Of course, engraved on the wall before every lawyer pleading that his client was ordered to do so should be the words of Robert H. Jackson, "I admit that Hitler was the chief villain. But for the defendants to put all blame on him is neither manly nor true. We know that even the head of a state has the same limits to his senses and to the hours of his day as do lesser men. He must rely on others to be his eyes and ears as to most that goes on in a great empire. Other legs must run his errands; other hands must execute his plans. On whom did Hitler rely for such things more than upon these men in the dock? ... Who would Hitler say deceived him about conditions in concentration camps if not Kaltenbrunner, even as he would deceive us? ... They were the Praetorian Guard and while they were under Caesar's orders, Caesar was always in their hands."
Robert H. Jackson concluded, "If you were to say of these men that they are not guilty, it would be as true to say there has been no war, there are no slain, there has been no crime."
This is, of course, the only available collection of the greatest closing arguments in modern history.
Wright, Steven
Jack the Ripper
An American View
New York, Mystery Notebook Editions. 166 pp.

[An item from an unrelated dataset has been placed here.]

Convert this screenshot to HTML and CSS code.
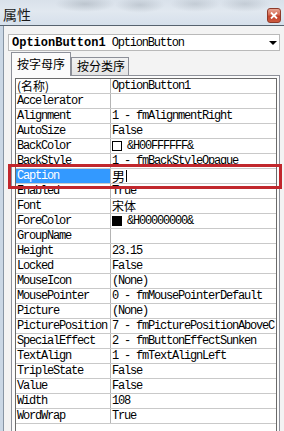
FILE: index.html
```html
<!DOCTYPE html>
<html lang="zh">
<head>
<meta charset="utf-8">
<title>属性</title>
<link rel="stylesheet" href="styles.css">
</head>
<body>
<div class="window">
  <div class="titlebar">
    <span class="title">属性</span>
    <span class="close"><svg width="8" height="7" viewBox="0 0 8 7"><path d="M1 0.5 L7 6.5 M7 0.5 L1 6.5" stroke="#fff" stroke-width="1.8" fill="none"/></svg></span>
  </div>
  <div class="frame">
    <div class="panel">
      <div class="combo"><span class="obj"><b class="objname">OptionButton1</b> OptionButton</span><span class="arrow"></span></div>
      <div class="tabs">
        <div class="tab active">按字母序</div>
        <div class="tab">按分类序</div>
        <div class="tab-fill"></div>
      </div>
      <div class="tabpage">
        <div class="grid">
          <div class="row"><div class="name"><span class="cjk">(名称)</span></div><div class="val">OptionButton1</div></div>
          <div class="row"><div class="name">Accelerator</div><div class="val"></div></div>
          <div class="row"><div class="name">Alignment</div><div class="val">1 - fmAlignmentRight</div></div>
          <div class="row"><div class="name">AutoSize</div><div class="val">False</div></div>
          <div class="row"><div class="name">BackColor</div><div class="val"><span class="swatch white"></span>&amp;H00FFFFFF&amp;</div></div>
          <div class="row"><div class="name">BackStyle</div><div class="val">1 - fmBackStyleOpaque</div></div>
          <div class="row selected"><div class="name">Caption</div><div class="val"><span class="cjk big">男</span><span class="caret"></span></div></div>
          <div class="row"><div class="name">Enabled</div><div class="val">True</div></div>
          <div class="row"><div class="name">Font</div><div class="val"><span class="cjk">宋体</span></div></div>
          <div class="row"><div class="name">ForeColor</div><div class="val"><span class="swatch black"></span>&amp;H00000000&amp;</div></div>
          <div class="row"><div class="name">GroupName</div><div class="val"></div></div>
          <div class="row"><div class="name">Height</div><div class="val">23.15</div></div>
          <div class="row"><div class="name">Locked</div><div class="val">False</div></div>
          <div class="row"><div class="name">MouseIcon</div><div class="val">(None)</div></div>
          <div class="row"><div class="name">MousePointer</div><div class="val">0 - fmMousePointerDefault</div></div>
          <div class="row"><div class="name">Picture</div><div class="val">(None)</div></div>
          <div class="row"><div class="name">PicturePosition</div><div class="val">7 - fmPicturePositionAboveC</div></div>
          <div class="row"><div class="name">SpecialEffect</div><div class="val">2 - fmButtonEffectSunken</div></div>
          <div class="row"><div class="name">TextAlign</div><div class="val">1 - fmTextAlignLeft</div></div>
          <div class="row"><div class="name">TripleState</div><div class="val">False</div></div>
          <div class="row"><div class="name">Value</div><div class="val">False</div></div>
          <div class="row"><div class="name">Width</div><div class="val">108</div></div>
          <div class="row"><div class="name">WordWrap</div><div class="val">True</div></div>
        </div>
      </div>
    </div>
  </div>
  <div class="highlight"></div>
</div>
</body>
</html>
```

FILE: styles.css
```css
html, body {
  margin: 0;
  padding: 0;
}
body {
  width: 284px;
  height: 431px;
  overflow: hidden;
  background: #cad7e5;
}
.window {
  position: relative;
  width: 284px;
  height: 431px;
  overflow: hidden;
}
.titlebar {
  height: 25px;
  border-bottom: 1px solid #56626e;
  display: flex;
  align-items: flex-start;
  justify-content: space-between;
  background:
    radial-gradient(ellipse 30px 8px at 85px 4px, rgba(150,160,170,0.45), rgba(150,160,170,0) 100%),
    radial-gradient(ellipse 25px 8px at 140px 5px, rgba(150,160,170,0.4), rgba(150,160,170,0) 100%),
    radial-gradient(ellipse 25px 8px at 195px 4px, rgba(150,160,170,0.35), rgba(150,160,170,0) 100%),
    radial-gradient(ellipse 25px 8px at 245px 4px, rgba(150,160,170,0.35), rgba(150,160,170,0) 100%),
    linear-gradient(180deg, #d9e1ea 0%, #e1e8f0 45%, #d6e0eb 100%);
}
.title {
  margin: 5px 0 0 3px;
  font-family: "Noto Sans CJK SC", sans-serif;
  font-size: 14px;
  line-height: 18px;
  color: #1a1a1a;
}
.close {
  margin: 8px 3px 0 0;
  width: 14px;
  height: 15px;
  box-sizing: border-box;
  border: 1px solid #8e3a2a;
  border-radius: 3px;
  background: linear-gradient(180deg, #e7a594 0%, #d66a52 45%, #c2412a 55%, #cc5a3f 100%);
  display: flex;
  align-items: center;
  justify-content: center;
}
.close svg {
  display: block;
}
.frame {
  display: flex;
  padding-left: 3px;
  height: 405px;
}
.panel {
  flex: 1;
  border-left: 1px solid #8795a4;
  background: #f3f3f3;
  padding: 8px 0 0 4px;
}
.combo {
  width: 272px;
  height: 17px;
  box-sizing: border-box;
  border: 1px solid #b9b9b9;
  background: #fff;
  display: flex;
  align-items: center;
  padding-left: 3px;
  font-family: "Liberation Mono", "Noto Sans CJK SC", monospace;
  font-size: 12px;
  letter-spacing: -1.2px;
  color: #000;
}
.objname {
  letter-spacing: 0;
}
.arrow {
  margin-left: auto;
  margin-right: 2px;
  width: 0;
  height: 0;
  border-left: 4px solid transparent;
  border-right: 4px solid transparent;
  border-top: 4px solid #000;
}
.tabs {
  margin-top: 1px;
  width: 272px;
  height: 24px;
  box-sizing: border-box;
  padding-left: 3px;
  display: flex;
  align-items: flex-end;
}
.tab {
  width: 58px;
  height: 19px;
  box-sizing: border-box;
  border: 1px solid #8d9099;
  background: linear-gradient(180deg, #f2f2f2 0%, #e4e4e4 100%);
  font-family: "Noto Sans CJK SC", sans-serif;
  font-size: 12px;
  line-height: 16px;
  text-align: center;
  color: #000;
  padding-left: 2px;
}
.tab.active {
  width: 60px;
  height: 24px;
  border-bottom: none;
  background: #fbfbfb;
  line-height: 22px;
  padding-left: 0;
}
.tab-fill {
  flex: 1;
  height: 0;
  border-bottom: 1px solid #8d9099;
}
.tabpage {
  margin-left: 3px;
  width: 269px;
  height: 380px;
  box-sizing: border-box;
  border: 1px solid #8d9099;
  border-top: none;
  background: #fbfbfb;
  padding: 2px 2px 0 3px;
}
.grid {
  width: 262px;
  height: 400px;
  box-sizing: border-box;
  border: 1px solid #6a6a6a;
  background: #fff;
  overflow: hidden;
  font-family: "Liberation Mono", "Noto Sans CJK SC", monospace;
  font-size: 12px;
  letter-spacing: -1.2px;
  color: #000;
}
.row {
  display: flex;
  height: 15px;
  box-sizing: border-box;
  border-bottom: 1px solid #c9c9c9;
}
.name {
  width: 95px;
  flex: none;
  box-sizing: border-box;
  border-right: 1px solid #b4b4b4;
  padding-left: 1px;
  line-height: 14px;
  white-space: nowrap;
}
.val {
  flex: 1;
  min-width: 0;
  padding-left: 1px;
  line-height: 14px;
  white-space: nowrap;
  display: flex;
  align-items: center;
}
.cjk {
  font-family: "Noto Sans CJK SC", sans-serif;
  letter-spacing: 0;
  font-size: 12px;
  line-height: 14px;
}
.cjk.big {
  font-size: 13px;
}
.caret {
  display: inline-block;
  width: 1px;
  height: 12px;
  background: #000;
  margin-left: 1px;
}
.swatch {
  display: inline-block;
  width: 10px;
  height: 10px;
  box-sizing: border-box;
  border: 1px solid #000;
  margin-right: 5px;
  flex: none;
}
.swatch.white { background: #fff; }
.swatch.black { background: #000; }
.row.selected .name {
  background: #3399ff;
  color: #fff;
}
.highlight {
  position: absolute;
  left: 8px;
  top: 164px;
  width: 274px;
  height: 25px;
  box-sizing: border-box;
  border: 3px solid #c1272d;
}
```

US $25.00. £20.00.
The question of who was Jack the Ripper haunts and intrigues us to this very day. Books and articles are still being written, archives are still being researched. Will we ever discover who he was and what were his motives? Was he a maniac? (Yes, says everyone, undoubtedly!) The interest may very well stem from the increasing number of such killers.
In this concise but well-researched work, which includes a gem from George Bernard Shaw on the Ripper, with excellent notes, bibliography and index, Stephen Wright, a recent devotee, takes up the subject and offers (as the sub-title promises) an American perspective. He discusses the nature of serial murderers, quoting Krafft-Ebing's entry on Jack the Ripper in Psychopathia Sexualis, and ending with the profiling of serial murderers by the FBI. (Weak father, domineering mother, setting fires, torturing animals, poor self-esteem, delusions of being dominated and manipulated, but extraordinary ability at avoiding detection.)
The author gives us the social setting, discusses other serial killers, and as a crime novelist himself, goes into the issue of how Jack the Ripper avoided capture. He then proffers his own solution and reasons why the identity of this serial killer was never established. The man Wright thinks did it was never "grilled", says Wright, as any savvy detective would have done.
Finally, he proffers the history of the American rival, whose surname ironically is Holmes. Holmes, unlike our Ripper, did it for money.
This is a very unusual book. If you know little or nothing about Jack the Ripper, it is a good place to start, but if you know a lot, you will still gain from having such a fresh, transatlantic perspective.
Stephen Wright is the editor of The Whitechapel Journal. He lives and works in New York.